----- Dataset section

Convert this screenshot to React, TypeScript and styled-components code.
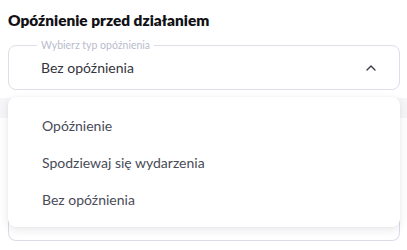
import { createGlobalStyle } from "styled-components";
import styled from "styled-components";
import { ChevronUp } from "lucide-react";

const GlobalStyle = createGlobalStyle`
  html, body {
    margin: 0;
    padding: 0;
    background: #ffffff;
  }
  body {
    font-family: Lato, "Noto Sans", sans-serif;
  }
`;

const Page = styled.div`
  position: relative;
  width: 407px;
  height: 250px;
  overflow: hidden;
  padding: 0 7px 0 8px;
  box-sizing: border-box;
`;

const Title = styled.h3`
  margin: 0;
  padding-top: 11px;
  height: 45px;
  box-sizing: border-box;
  font-size: 15.4px;
  font-weight: 800;
  color: #111116;
`;

const Field = styled.div`
  position: relative;
  height: 45px;
  box-sizing: border-box;
  border: 1px solid #dedde9;
  border-radius: 8px;
  padding: 0 20px 0 32px;
  display: flex;
  align-items: center;
  justify-content: space-between;
`;

const Legend = styled.span`
  position: absolute;
  left: 28px;
  top: -7px;
  padding: 0 4px;
  background: #ffffff;
  font-size: 10.5px;
  line-height: 12px;
  color: #b9bccd;
`;

const Value = styled.span`
  font-size: 14px;
  color: #33343c;
  margin-top: -1px;
`;

const Chevron = styled(ChevronUp)`
  color: #3a3b44;
`;

const Band = styled.div`
  margin: 8px -7px 0 -8px;
  height: 20px;
  background: #f6f6f8;
`;

const Box = styled.div`
  height: 122px;
  border: 1px solid #dcdbea;
  border-top: none;
  border-radius: 0 0 8px 8px;
  background: #ffffff;
`;

const Menu = styled.ul`
  position: absolute;
  left: 8px;
  top: 97px;
  width: 392px;
  height: 130px;
  margin: 0;
  padding: 10px 0 9px;
  box-sizing: border-box;
  list-style: none;
  background: #ffffff;
  border-radius: 8px;
  box-shadow: 0 3px 10px rgba(30, 30, 60, 0.1), 0 0 2px rgba(30, 30, 60, 0.05);
`;

const Item = styled.li`
  height: 37px;
  display: flex;
  align-items: center;
  padding-left: 34px;
  font-size: 14px;
  color: #484b57;
`;

const options = ["Opóźnienie", "Spodziewaj się wydarzenia", "Bez opóźnienia"];

export default function App() {
  return (
    <Page>
      <GlobalStyle />
      <Title>Opóźnienie przed działaniem</Title>
      <Field>
        <Legend>Wybierz typ opóźnienia</Legend>
        <Value>Bez opóźnienia</Value>
        <Chevron size={16} strokeWidth={2} />
      </Field>
      <Band />
      <Box />
      <Menu>
        {options.map((o) => (
          <Item key={o}>{o}</Item>
        ))}
      </Menu>
    </Page>
  );
}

----------

_Given problem:_
Repeat all the data as it stands, dropping any images it holds.

_Solution to the problem:_
Convert this screenshot to React, TypeScript and styled-components code.
import { createGlobalStyle } from "styled-components";
import styled from "styled-components";
import { ChevronUp } from "lucide-react";

const GlobalStyle = createGlobalStyle`
  html, body {
    margin: 0;
    padding: 0;
    background: #ffffff;
  }
  body {
    font-family: Lato, "Noto Sans", sans-serif;
  }
`;

const Page = styled.div`
  position: relative;
  width: 407px;
  height: 250px;
  overflow: hidden;
  padding: 0 7px 0 8px;
  box-sizing: border-box;
`;

const Title = styled.h3`
  margin: 0;
  padding-top: 11px;
  height: 45px;
  box-sizing: border-box;
  font-size: 15.4px;
  font-weight: 800;
  color: #111116;
`;

const Field = styled.div`
  position: relative;
  height: 45px;
  box-sizing: border-box;
  border: 1px solid #dedde9;
  border-radius: 8px;
  padding: 0 20px 0 32px;
  display: flex;
  align-items: center;
  justify-content: space-between;
`;

const Legend = styled.span`
  position: absolute;
  left: 28px;
  top: -7px;
  padding: 0 4px;
  background: #ffffff;
  font-size: 10.5px;
  line-height: 12px;
  color: #b9bccd;
`;

const Value = styled.span`
  font-size: 14px;
  color: #33343c;
  margin-top: -1px;
`;

const Chevron = styled(ChevronUp)`
  color: #3a3b44;
`;

const Band = styled.div`
  margin: 8px -7px 0 -8px;
  height: 20px;
  background: #f6f6f8;
`;

const Box = styled.div`
  height: 122px;
  border: 1px solid #dcdbea;
  border-top: none;
  border-radius: 0 0 8px 8px;
  background: #ffffff;
`;

const Menu = styled.ul`
  position: absolute;
  left: 8px;
  top: 97px;
  width: 392px;
  height: 130px;
  margin: 0;
  padding: 10px 0 9px;
  box-sizing: border-box;
  list-style: none;
  background: #ffffff;
  border-radius: 8px;
  box-shadow: 0 3px 10px rgba(30, 30, 60, 0.1), 0 0 2px rgba(30, 30, 60, 0.05);
`;

const Item = styled.li`
  height: 37px;
  display: flex;
  align-items: center;
  padding-left: 34px;
  font-size: 14px;
  color: #484b57;
`;

const options = ["Opóźnienie", "Spodziewaj się wydarzenia", "Bez opóźnienia"];

export default function App() {
  return (
    <Page>
      <GlobalStyle />
      <Title>Opóźnienie przed działaniem</Title>
      <Field>
        <Legend>Wybierz typ opóźnienia</Legend>
        <Value>Bez opóźnienia</Value>
        <Chevron size={16} strokeWidth={2} />
      </Field>
      <Band />
      <Box />
      <Menu>
        {options.map((o) => (
          <Item key={o}>{o}</Item>
        ))}
      </Menu>
    </Page>
  );
}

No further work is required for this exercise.